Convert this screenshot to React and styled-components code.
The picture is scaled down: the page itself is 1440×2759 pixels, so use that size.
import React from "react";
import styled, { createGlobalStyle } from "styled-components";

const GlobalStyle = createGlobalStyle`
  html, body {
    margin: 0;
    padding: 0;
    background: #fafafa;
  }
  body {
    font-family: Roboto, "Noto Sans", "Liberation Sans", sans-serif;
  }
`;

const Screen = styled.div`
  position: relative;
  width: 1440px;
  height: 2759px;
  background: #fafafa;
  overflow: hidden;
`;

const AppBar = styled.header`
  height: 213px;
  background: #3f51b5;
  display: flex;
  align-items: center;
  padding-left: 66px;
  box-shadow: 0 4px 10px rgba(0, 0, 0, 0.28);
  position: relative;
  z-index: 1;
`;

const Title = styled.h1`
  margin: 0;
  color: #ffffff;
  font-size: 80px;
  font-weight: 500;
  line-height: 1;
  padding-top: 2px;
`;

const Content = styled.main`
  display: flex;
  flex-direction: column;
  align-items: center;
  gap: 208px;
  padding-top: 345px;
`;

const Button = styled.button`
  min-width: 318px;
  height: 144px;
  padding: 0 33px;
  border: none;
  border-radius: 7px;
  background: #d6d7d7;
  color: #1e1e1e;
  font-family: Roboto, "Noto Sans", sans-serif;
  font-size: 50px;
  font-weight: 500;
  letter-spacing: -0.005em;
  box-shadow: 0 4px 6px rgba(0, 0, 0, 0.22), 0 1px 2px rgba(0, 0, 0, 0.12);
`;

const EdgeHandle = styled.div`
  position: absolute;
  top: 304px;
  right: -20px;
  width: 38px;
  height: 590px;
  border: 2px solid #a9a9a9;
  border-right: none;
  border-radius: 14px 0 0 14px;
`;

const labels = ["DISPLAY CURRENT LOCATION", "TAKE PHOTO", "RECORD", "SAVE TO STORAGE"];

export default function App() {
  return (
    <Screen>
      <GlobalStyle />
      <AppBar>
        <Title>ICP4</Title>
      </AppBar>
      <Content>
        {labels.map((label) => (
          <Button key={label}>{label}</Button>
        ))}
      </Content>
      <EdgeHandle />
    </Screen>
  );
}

════

▶ [THE PROBLEM]: Reproduce the full listing word for word.

▶ [COMPLETED TASK]:
Convert this screenshot to React and styled-components code.
The picture is scaled down: the page itself is 1440×2759 pixels, so use that size.
import React from "react";
import styled, { createGlobalStyle } from "styled-components";

const GlobalStyle = createGlobalStyle`
  html, body {
    margin: 0;
    padding: 0;
    background: #fafafa;
  }
  body {
    font-family: Roboto, "Noto Sans", "Liberation Sans", sans-serif;
  }
`;

const Screen = styled.div`
  position: relative;
  width: 1440px;
  height: 2759px;
  background: #fafafa;
  overflow: hidden;
`;

const AppBar = styled.header`
  height: 213px;
  background: #3f51b5;
  display: flex;
  align-items: center;
  padding-left: 66px;
  box-shadow: 0 4px 10px rgba(0, 0, 0, 0.28);
  position: relative;
  z-index: 1;
`;

const Title = styled.h1`
  margin: 0;
  color: #ffffff;
  font-size: 80px;
  font-weight: 500;
  line-height: 1;
  padding-top: 2px;
`;

const Content = styled.main`
  display: flex;
  flex-direction: column;
  align-items: center;
  gap: 208px;
  padding-top: 345px;
`;

const Button = styled.button`
  min-width: 318px;
  height: 144px;
  padding: 0 33px;
  border: none;
  border-radius: 7px;
  background: #d6d7d7;
  color: #1e1e1e;
  font-family: Roboto, "Noto Sans", sans-serif;
  font-size: 50px;
  font-weight: 500;
  letter-spacing: -0.005em;
  box-shadow: 0 4px 6px rgba(0, 0, 0, 0.22), 0 1px 2px rgba(0, 0, 0, 0.12);
`;

const EdgeHandle = styled.div`
  position: absolute;
  top: 304px;
  right: -20px;
  width: 38px;
  height: 590px;
  border: 2px solid #a9a9a9;
  border-right: none;
  border-radius: 14px 0 0 14px;
`;

const labels = ["DISPLAY CURRENT LOCATION", "TAKE PHOTO", "RECORD", "SAVE TO STORAGE"];

export default function App() {
  return (
    <Screen>
      <GlobalStyle />
      <AppBar>
        <Title>ICP4</Title>
      </AppBar>
      <Content>
        {labels.map((label) => (
          <Button key={label}>{label}</Button>
        ))}
      </Content>
      <EdgeHandle />
    </Screen>
  );
}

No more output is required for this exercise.